Taking Stock of Another Manic Trump Morning

White House Chief Strategist Steve Bannon listens at right as President Donald Trump speaks during a meeting on cyber security in the Roosevelt Room of the White House in Washington, Tuesday, Jan. 31, 2017. (AP Photo/Evan Vucci)

We thought all hell was breaking loose yesterday. We were wrong. That’s happening today. The idea that a sitting President is threatening to sue a former top staffer over an NDA and (putative) defamation is so comically ridiculous as to defy rationality and mark a new summit of nonsense even in the nonsense pile of the Trump presidency. Taking the matter on the merits, it is hard to imagine the number of first amendment-based fences Trump and his lawyer (the same lawyer who Hulk Hogan and Peter Thiel used to destroy Gawker. Really.) have to jump to sustain this. In any case, close to a certainty, there will be no lawsuit.

Meanwhile, Matt Drudge is shooting off a series of tweets that appear to be either a prediction or a suggestion or perhaps even a report that the owners of Breitbart News will fire Steve Bannon. On this a minor digression … Since Breitbart the website has become a strange amalgam of right-wing chop shop with a Stalinist sensibility purveying fake news with an antic edge, there’s been a backdrop of criticism on the right that the Bannon-era Breitbart represents a betrayal of the late Andrew Breitbart who died in 2012.

Since Drudge eventually erases all his tweets, let me memorialize them here.

Let me share a few thoughts about this. Breitbart had at least elements of publishing genius. He was a critical player in the growth of three media properties that have had a defining force for good or ill in the last twenty years: The Drudge Report, Huffington Post (yes, true, though you may not have known) and his own eponymous media brand. He was also fascinating as a person. I did not know him well at all. But I did have a number of encounters with him and a few exchanges by phone and email. He had an immense charisma. He was also completely nuts. It was no act. The idea that Breitbart himself would be ashamed or shocked about what “Breitbart” has become is quite simply nonsense. Breitbart’s media legacy is a profound one, for good or ill. But it is and was always one of nutball conspiracy theories, instrumentalist propaganda over anything one could reasonably see as journalism (and consciously so) and in the final analysis right-wing grievance journalism. Fundamentally, rightist grievance politics and rightist grievance journalism. Bannon carried on Breitbart’s legacy in every way.
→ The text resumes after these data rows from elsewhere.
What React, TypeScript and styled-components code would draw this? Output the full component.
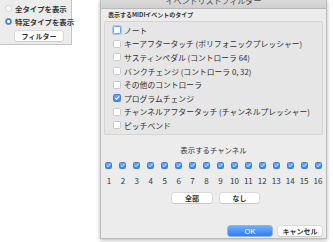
import * as React from "react";
import styled, { createGlobalStyle } from "styled-components";

const GlobalStyle = createGlobalStyle`
  body {
    margin: 0;
    background: #ffffff;
    font-family: "Noto Sans CJK JP", "Noto Sans", sans-serif;
    color: #2a2a2a;
  }
`;

const eventTypes = [
  { label: "ノート", checked: false, focus: true },
  { label: "キーアフタータッチ (ポリフォニックプレッシャー)", checked: false },
  { label: "サスティンペダル (コントローラ 64)", checked: false },
  { label: "バンクチェンジ (コントローラ 0, 32)", checked: false },
  { label: "その他のコントローラ", checked: false },
  { label: "プログラムチェンジ", checked: true },
  { label: "チャンネルアフタータッチ (チャンネルプレッシャー)", checked: false },
  { label: "ピッチベンド", checked: false }
];

const channels = Array.from({ length: 16 }, (_, i) => i + 1);

const Page = styled.div`
  display: flex;
  align-items: flex-start;
  width: 333px;
  height: 242px;
  overflow: hidden;
`;

const SidePanel = styled.div`
  width: 71px;
  height: 42px;
  background: #ececec;
  border-right: 1px solid #c4c4c4;
  border-bottom: 1px solid #c4c4c4;
  display: flex;
  flex-direction: column;
  padding-top: 2px;
  box-sizing: content-box;
`;

const RadioRow = styled.div`
  display: flex;
  align-items: center;
  height: 13px;
  padding-left: 5px;
  gap: 3px;
  font-size: 7.4px;
  font-weight: 700;
  color: #333;
  white-space: nowrap;
`;

const Radio = styled.span<{ $on?: boolean }>`
  width: 7px;
  height: 7px;
  border-radius: 50%;
  box-sizing: border-box;
  flex: none;
  background: ${(p) => (p.$on ? "radial-gradient(circle, #fff 0 1.3px, #3d86ee 1.6px)" : "#fff")};
  border: 1px solid ${(p) => (p.$on ? "#3a7fe0" : "#cfcfcf")};
`;

const SmallButton = styled.div<{ $w: number }>`
  width: ${(p) => p.$w}px;
  height: 10px;
  background: #fff;
  border-radius: 2px;
  box-shadow: 0 0 0 0.5px #c6c6c6, 0 1px 1px rgba(0, 0, 0, 0.12);
  font-size: 7px;
  font-weight: 700;
  color: #333;
  display: flex;
  align-items: center;
  justify-content: center;
  white-space: nowrap;
`;

const FilterButtonWrap = styled.div`
  padding: 3px 0 0 15px;
`;

const Dialog = styled.div`
  margin-left: 28px;
  width: 227px;
  height: 239px;
  background: #ececec;
  border: 1px solid #bcbcbc;
  border-top: none;
  box-sizing: border-box;
  box-shadow: 0 1px 4px rgba(0, 0, 0, 0.3);
  display: flex;
  flex-direction: column;
`;

const TitleBar = styled.div`
  height: 9px;
  background: linear-gradient(#dadada, #d0d0d0);
  border-bottom: 1px solid #b8b8b8;
  box-sizing: border-box;
  display: flex;
  justify-content: center;
  align-items: flex-end;
  overflow: hidden;
  font-size: 8px;
  line-height: 8px;
  color: #4a4a4a;
  padding-bottom: 3px;
`;

const SectionLabel = styled.div`
  font-size: 6px;
  font-weight: 700;
  line-height: 8px;
  margin: 2px 0 2px 7px;
  color: #333;
`;

const GroupBox = styled.div`
  margin: 0 3px;
  height: 114px;
  box-sizing: border-box;
  border: 1px solid #d4d4d4;
  border-radius: 2px;
  background: #e6e6e6;
  padding: 1.5px 0 0 8px;
`;

const TypeRow = styled.div`
  display: flex;
  align-items: center;
  gap: 3px;
  height: 13.6px;
  font-size: 7.8px;
  color: #2e2e2e;
  white-space: nowrap;
`;

const Check = styled.span<{ $on?: boolean; $focus?: boolean; $size: number }>`
  width: ${(p) => p.$size}px;
  height: ${(p) => p.$size}px;
  flex: none;
  box-sizing: border-box;
  border-radius: 1.5px;
  display: flex;
  align-items: center;
  justify-content: center;
  background: ${(p) => (p.$on ? "linear-gradient(#68a8f7, #3a84ee)" : "#fff")};
  border: 1px solid
    ${(p) => (p.$on ? "#3a7fe0" : p.$focus ? "#6fa3ea" : "#c9c9c9")};
  box-shadow: ${(p) => (p.$focus ? "0 0 0 1px #a9c9f3" : "none")};
`;

const ChannelTitle = styled.div`
  text-align: center;
  font-size: 7.4px;
  line-height: 8px;
  margin-top: 11px;
  color: #333;
`;

const ChannelGrid = styled.div`
  display: grid;
  grid-template-columns: repeat(16, 1fr);
  margin: 8px 1px 0;
  row-gap: 8px;
  justify-items: center;
`;

const ChannelNumber = styled.div`
  font-size: 8px;
  line-height: 8px;
  color: #333;
`;

const ButtonRow = styled.div<{ $justify: string }>`
  display: flex;
  justify-content: ${(p) => p.$justify};
  gap: 8px;
`;

const SelectRow = styled(ButtonRow)`
  margin-top: 8px;
  padding-left: 4px;
`;

const FooterRow = styled(ButtonRow)`
  margin-top: auto;
  margin-bottom: 2px;
  padding-right: 4px;
  gap: 6px;
`;

const PrimaryButton = styled(SmallButton)`
  background: linear-gradient(#6cb0fb, #2f7ef2);
  box-shadow: 0 0 0 0.5px #3a7ee6;
  color: #fff;
  font-weight: 400;
  font-family: "Liberation Sans", sans-serif;
  font-size: 7.5px;
`;

const CheckMark: React.FC<{ size: number }> = ({ size }) => (
  <svg width={size - 2} height={size - 2} viewBox="0 0 10 10">
    <path d="M2 5.3 L4.2 7.4 L8.2 2.6" fill="none" stroke="#fff" strokeWidth="1.8" strokeLinecap="round" strokeLinejoin="round" />
  </svg>
);

export default function App() {
  return (
    <>
      <GlobalStyle />
      <Page>
        <SidePanel>
          <RadioRow>
            <Radio />
            全タイプを表示
          </RadioRow>
          <RadioRow>
            <Radio $on />
            特定タイプを表示
          </RadioRow>
          <FilterButtonWrap>
            <SmallButton $w={48}>フィルター</SmallButton>
          </FilterButtonWrap>
        </SidePanel>

        <Dialog>
          <TitleBar>イベントリストフィルダー</TitleBar>
          <SectionLabel>表示するMIDIイベントのタイプ</SectionLabel>
          <GroupBox>
            {eventTypes.map((t) => (
              <TypeRow key={t.label}>
                <Check $size={8} $on={t.checked} $focus={t.focus}>
                  {t.checked && <CheckMark size={8} />}
                </Check>
                {t.label}
              </TypeRow>
            ))}
          </GroupBox>

          <ChannelTitle>表示するチャンネル</ChannelTitle>
          <ChannelGrid>
            {channels.map((c) => (
              <Check key={"c" + c} $size={7} $on>
                <CheckMark size={7} />
              </Check>
            ))}
            {channels.map((c) => (
              <ChannelNumber key={"n" + c}>{c}</ChannelNumber>
            ))}
          </ChannelGrid>

          <SelectRow $justify="center">
            <SmallButton $w={40}>全部</SmallButton>
            <SmallButton $w={39}>なし</SmallButton>
          </SelectRow>

          <FooterRow $justify="flex-end">
            <PrimaryButton $w={44}>OK</PrimaryButton>
            <SmallButton $w={44}>キャンセル</SmallButton>
          </FooterRow>
        </Dialog>
      </Page>
    </>
  );
}
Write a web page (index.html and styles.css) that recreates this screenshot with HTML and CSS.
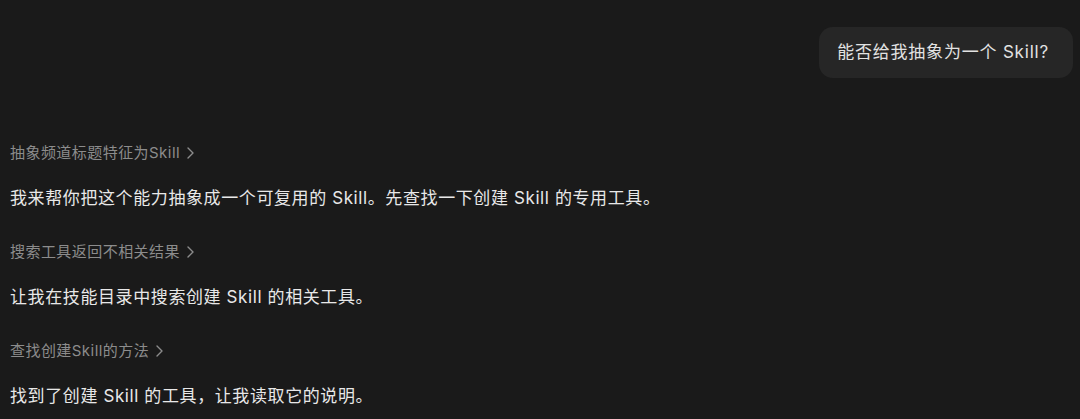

One of the many oddities and comedies of this moment is that Michael Wolff is anything but a reliable narrator of the Trumpian moment. A year ago he was effusively and conspicuously praising himself as a practitioner of sycophancy-based access journalism, the only journo who would or could cover Trump on the merits rather than be swept up with the preening opposition and grandiose efforts to destroy the real estate hawker turned politician. Now this. It makes perfect sense. Never trust an ingratiating reporter. But to keep ourselves on our own toes, again, I don’t think we should see him as an entirely reliable narrator of the story. The key points though, the quotes? They probably bear out. In any case, according to Mike Allen at Axios, Wolff has tapes. I’m sure he does.

Through all this, remember a simple point: on the big question of actions between Russia and the Trump campaign, they are certainly guilty as charged. As I explained yesterday, how far it went, how high it goes, whether Trump himself crossed a line that can be proven, all of those questions are yet to be determined. But fundamentally, Trump and his associates have grave misdeeds to cover up. All the chaos of the last 48 hours is merely a continuation of that. The idea that a sitting President can seek to silence critics and silence dissent using the civil courts is as monstrous as it is comical and is entirely in keeping with the practice of broken democracies that slip into autocracy. (And yes, even though it’s Steve Bannon, it’s still dissent.) But it’s chaos and impulse and incompetence at the core.

Have you ever seen a coiled hose that suddenly has hugely pressurized water run through it? We all have. It swings and jerks violently this way and that. It gets everyone wet. There’s violence and chaos but no real plan. It’s reflex. That’s our President. But it’s not water. It’s fire. This instinctive, peristaltic kind of chaotic action is the way to understand him. Not any theory. That’s what’s happening today and will continue for every day of his Presidency, albeit with lulls of lethargy and torpor here and there.

He is likely the most reviled and mocked man in the entire world today. He is also the most powerful, because of the unique attributes and powers of the American presidency. He’s tossing around nuclear threats with another man on the other side of the globe who has power similarly because he was born into it. Another legacy kid with nuclear weapons. The whole situation is comical, mind-boggling and deeply dangerous.